05 / quality infrastructure
Most RAG demos ship without any of these. They're why a platform version needs them.
- LLM validator: post-hoc grounding check on every answer.
- Confidence scoring: low-confidence answers surface for review before reaching the end user.
- PDF quality gate: runs before extraction, catches PDFs that would produce garbage (scanned pages with bad OCR heuristics) instead of silently producing bad chunks. Accompanied by a quality report generator so failures are diagnosable.
- Human-in-the-loop: flagged outputs route to reviewers with source-passage highlighting; corrections feed back into the training data.
- Search logging & stats: every query, result set, and click tracked for retrieval-quality regression testing.
In compliance-heavy contexts, "the answer looks right" isn't enough. Reviewers need to see which passage supports each claim, confidence on each, and an audit trail of who accessed what. Lumineltek treats all of that as infrastructure, not a feature.
06 / what I learned
- The hard part of RAG isn't the model call. It's the plumbing: ingestion quality, grounded generation, hallucination handling, and making all of it auditable. The wrapper decides whether the product is trustworthy.
- Provider abstractions pay off. Swapping pgvector and Elasticsearch by config meant starting simple without painting into a corner.
- Checkpointing every pipeline stage is not overkill. Crashes during expensive phases happen more than you'd expect.

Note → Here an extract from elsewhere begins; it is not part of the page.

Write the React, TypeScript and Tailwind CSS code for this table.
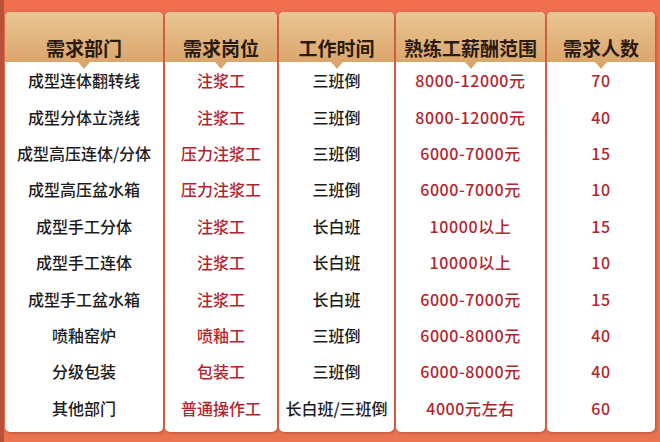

- Multi-tenant permission taxonomy is load-bearing. Fine-grained from day one, or retrofit pain forever.
- Production AI is less "model" and more "verification loop." Shipping grounding-verification on day one changed how every downstream feature was designed.
The serious version of RAG is almost entirely about the stuff around the model: ingestion quality, attribution, permissions, billing, verification. Build that layer right and the product earns trust. Skip it and no amount of prompt tuning will save you.